Here are two figures with hexagonal symmetry. The second one is a little bit harder to solve because both parts are rather thick.
The semi regular hexagon of size 12-10-12-10-12-10 has triangle symmetry without any holes.
For symmetry under 180 degree rotation without axes of symmetry you can look for hexagons and parallelograms.
Since 330=2*3*5*11 a lot of parallelograms is possible to fill. Here are the solutions for 10x33, 11x30, 15x22 and 6x55.
The 3x110 parallelogram is made from two parts.
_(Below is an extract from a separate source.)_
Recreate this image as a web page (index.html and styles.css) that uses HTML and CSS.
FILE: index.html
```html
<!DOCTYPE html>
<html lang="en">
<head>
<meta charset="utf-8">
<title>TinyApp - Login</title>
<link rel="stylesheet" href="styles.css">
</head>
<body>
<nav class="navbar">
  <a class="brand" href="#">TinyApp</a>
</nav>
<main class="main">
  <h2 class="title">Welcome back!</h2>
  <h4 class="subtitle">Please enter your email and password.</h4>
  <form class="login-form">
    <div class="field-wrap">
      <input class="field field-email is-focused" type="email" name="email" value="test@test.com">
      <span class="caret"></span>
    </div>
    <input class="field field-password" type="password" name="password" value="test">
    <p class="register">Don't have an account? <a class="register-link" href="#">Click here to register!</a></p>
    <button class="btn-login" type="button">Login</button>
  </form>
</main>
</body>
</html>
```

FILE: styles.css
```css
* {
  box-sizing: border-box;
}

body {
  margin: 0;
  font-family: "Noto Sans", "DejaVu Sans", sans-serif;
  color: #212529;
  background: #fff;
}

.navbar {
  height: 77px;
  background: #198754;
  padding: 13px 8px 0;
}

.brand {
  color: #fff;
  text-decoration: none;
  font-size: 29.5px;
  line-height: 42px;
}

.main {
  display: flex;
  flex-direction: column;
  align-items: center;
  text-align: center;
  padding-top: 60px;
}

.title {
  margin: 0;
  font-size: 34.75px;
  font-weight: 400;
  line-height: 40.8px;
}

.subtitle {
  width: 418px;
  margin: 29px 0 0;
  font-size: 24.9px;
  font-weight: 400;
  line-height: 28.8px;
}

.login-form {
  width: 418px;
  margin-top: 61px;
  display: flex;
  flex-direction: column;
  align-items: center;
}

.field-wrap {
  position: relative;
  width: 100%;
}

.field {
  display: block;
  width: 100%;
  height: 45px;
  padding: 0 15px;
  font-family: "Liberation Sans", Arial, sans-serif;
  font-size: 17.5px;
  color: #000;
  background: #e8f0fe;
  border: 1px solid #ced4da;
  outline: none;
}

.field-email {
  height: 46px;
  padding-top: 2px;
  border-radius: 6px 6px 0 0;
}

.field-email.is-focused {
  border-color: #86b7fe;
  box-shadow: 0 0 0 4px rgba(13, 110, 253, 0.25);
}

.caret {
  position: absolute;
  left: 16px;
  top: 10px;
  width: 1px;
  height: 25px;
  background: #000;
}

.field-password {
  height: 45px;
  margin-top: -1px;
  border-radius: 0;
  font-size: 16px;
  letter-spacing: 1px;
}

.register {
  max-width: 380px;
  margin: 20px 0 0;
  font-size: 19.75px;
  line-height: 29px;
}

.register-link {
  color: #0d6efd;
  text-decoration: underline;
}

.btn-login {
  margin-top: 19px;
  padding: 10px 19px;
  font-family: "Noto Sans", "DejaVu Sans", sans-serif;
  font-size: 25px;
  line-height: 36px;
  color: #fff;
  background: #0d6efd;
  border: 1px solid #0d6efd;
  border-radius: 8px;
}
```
The first part is also used for a trapezium of height 3.
A hexagon with two axes of symmetry can be made with a hexagonal hole at the center.
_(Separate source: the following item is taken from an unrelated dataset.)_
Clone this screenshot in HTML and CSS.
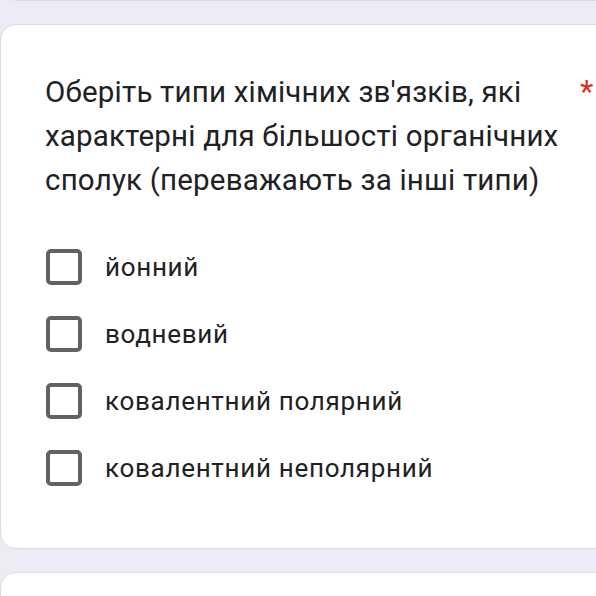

Among figures with one axis of symmetry we have various trapezia of height 5, 11, 18, 15 and 20.
A trapezium of height 3 is only missing. For the first part I used the first part of the 110x3 parallelogram.
To get all convex hexagons with an area of 330 you have to solve 330*2 = g(g+1)- a(a+1) - b(b+1) - c(c+1). Among these hexagons two symmetrical ones are shown.
The 99 pieces have a total area of 495 just enough for a semi regular hexagon with triangle symmetry and no hole.
Another nice symmetric figure with triangle symmetry is a triangle of size 31 with a center hole.
A kind of rectangle can also be filled with this set.
I also tried to fill three congruent rectangular shapes.
495=3*3*5*11. Therefore I looked for paralellograms of size 3x165, 5x99, 9x55, 11x45 and 15x33. The last three ones are shown at first.
The parallelograms of height 5 and 3 are made from three congruent parts of size 33x5 and 55x3, respectively. For the parallelogram of height 3 a different approach was used. One part was solved so that it contains all shapes of the pentahexes. The other two parts are given by a color shift.
Solving the equation a(a+1) - b(b+1) = 495*2, 0 < b, b < a we get trapezia of height 3, 5, 6, 8, 10, 11, 15, 18, 22 and 30.
The trapezium of height 3 is solved by three congruent trapezia using the same method as described for the parallelogram of height 3.